Questions about prune options

Hello,

I have a couple of questions about how duplicacy prune works cause it is not clear from the --help.

  1. When I run duplicacy prune -keep 30:30 then it will remove all snapshots that are older than 30 days except one for each 30days period, sure. But what about snapshots newer than 30 days? Will they be removed or kept as is?

  2. What happens when I run -keep together with -a? Let’s say I have one revision in snapshot ID 1 then is 30+ days old, and one in snapshot ID 2 also 30+ days old, and I use -a -keep 1:30. Will this keep one revision per snapshot ID or will one of these get removed?

  3. Which revisions are kept by -keep oldest ones or newest ones? What I mean by that is let’s imagine, that I have run backup every day for a whole year 2023. So I have 365 revisions and I run duplicacy prune -keep 31:31 on new year 01.01.2024. Which revisions will be kept?

01.01.2023
01.02.2023
04.03.2023

or


29.09.2023
30.10.2023
30.11.2023

  1. How can I delete a snapshot ID completely? Let’s say I have two machines and I assign each one different snapshot ID. But later I get rid of the second machine so it will never run any backups again and I don’t need its snapshots anymore. But the snapshots are still in the backup. Can I remove them including the very last one? Is it safe, and if so, how? I don’t see anything like duplicacy prune -id ID -delete_completely

  2. Similar to no 4 above. Can I rename snapshot ID? If so, how?

Kept as-is.

Running -a along with -keep is desired. You normally wanna prune an entire storage, not just the snapshot ID being run on.

Are you talking about separate snapshot IDs? If so, they’re unconnected with each other. If you’ve only got 1 revision per snapshot ID, no revisions will get removed because Duplicacy will always keep the most recent revision regardless of -keep.

The oldest revisions are iterated on first, and tested against the -keep <n:m> rules. In your scenario, I believe all of those revisions will be kept - not either-or, plus all the day revisions in December 2023. Why not write a script to test a given retention period?

The easiest method would be delete the corresponding snapshot/<id> directory on the storage.

Otherwise, you will have to run a prune -id <ID> -r <revision(s)> for each revision that exists there. You’ll also have to add the -exclusive flag on the most recent revision, as that is normally protected. Note you should never run -exclusive simultaneously with any other jobs on the same storage.

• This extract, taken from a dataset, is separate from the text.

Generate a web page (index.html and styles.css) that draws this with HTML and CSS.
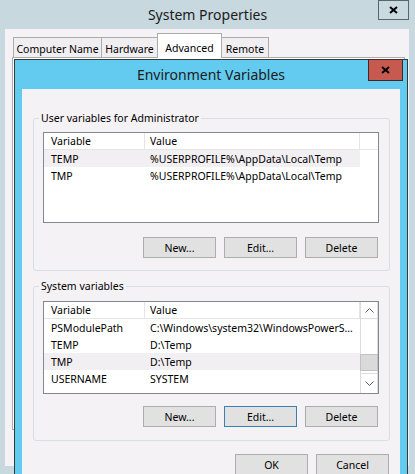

Why not write a script to test a given retention period?

I ended up writing a script and running my own experiments to get answers.

In your scenario, I believe all of those revisions will be kept - not either-or

That cannot be true. You misunderstood my question - that is my fault, my example was misleading apparently.


And here are the answers:

  1. -keep removes snapshots older than m days, and the ones younger stay as is

  2. Snapshot IDs are completely independent. So -keep really means: “keep 1 snapshot every n days for each snapshot ID …”

  3. -keep keeps the oldest revisions and removes snapshots going from oldest to newest. That means, that revisions left will be:

2023-01-01
2023-02-01
2023-03-04
2023-04-04
2023-05-05
2023-06-05
2023-07-06
2023-08-06
2023-09-06
2023-10-07
2023-11-07

and not

2023-01-24
2023-02-24
2023-03-27
2023-04-27
2023-05-28
2023-06-28
2023-07-29
2023-08-29
2023-09-29
2023-10-30
2023-11-30

4 + 5. There is no command to rename or delete snapshots. And I would not recommend running prune -exclusive to remove last revision in this case. From my experiments looks like it is safe to simply rename the directory (or completely remove it) on the storage backend side. It didn’t break anything (list, restore, etc) for me.